Ctrl-C is not an issue for running windows programs in gdb.

>I'm talking about incompatible quoting of command-line arguments and
>&&.

Don't know what "&&" is but the quoting of command-line arguments in
Cygwin is supposed to mimic MSVCRT.  I'm sure that we didn't get it
entirely right wrt things like quoting quotes, however.  And, getting it
100% compliant is not a huge goal for the project.  It's difficult to
accept patches for it since understanding the quoting rules is not easy
and so you can't trust that random-Joe-patcher got it right.

Luckily, this is not an issue for gdb since gdb passes arguments
verbatim.

>I'm talking about mount points and text/binary I/O.

Not an issue for native windows programs.  Certainly not an issue for
programs run by gdb.

(And, I'm wondering how anyone can think that Cygwin's mount points
could impact windows programs.  Maybe it's spooky action at a distance.)
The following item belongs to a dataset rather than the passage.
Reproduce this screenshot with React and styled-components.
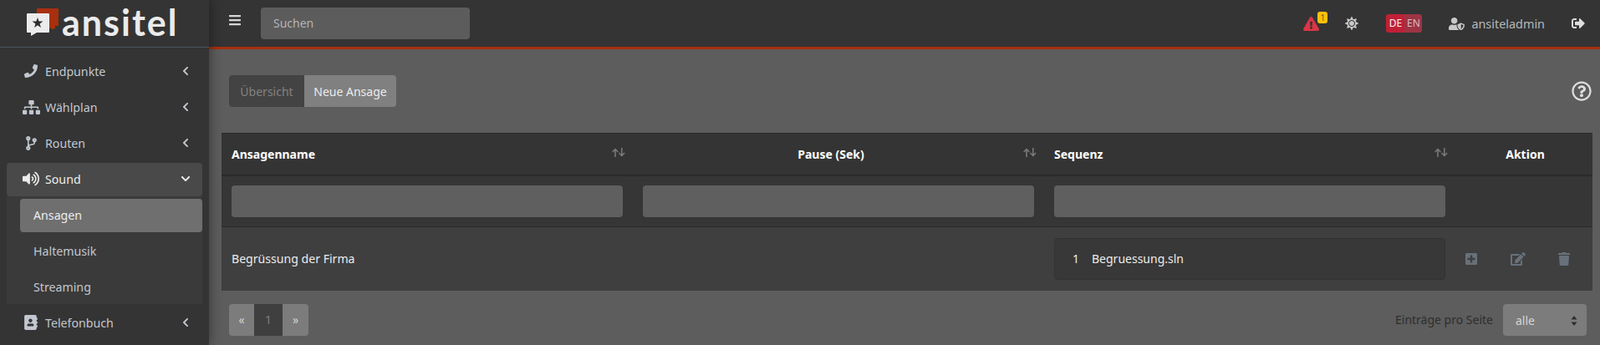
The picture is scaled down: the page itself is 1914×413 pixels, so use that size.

>Perhaps all this was solved in recent versions of Cygwin, I'm just
>repeating what I hear from Cygwin users around me.  Which is why I
>didn't want to repeat that hearsay, but you left me no choice.

!!!

>Anyway, this discussion obviously doesn't lead to any constructive
>direction, so I suggest we drop it.  Our disagreements about this were
>not born yesterday.  Let's concentrate on the common goals, not on
>disagreements.

I would love to get off the treadmill, yes.  I was just trying to
understand your objections to using the Cygwin-based gdb as the
one-and-only windows implementation in gdb.  Now I do.  AFAICT, your
objections are, for the most part, not based on fact.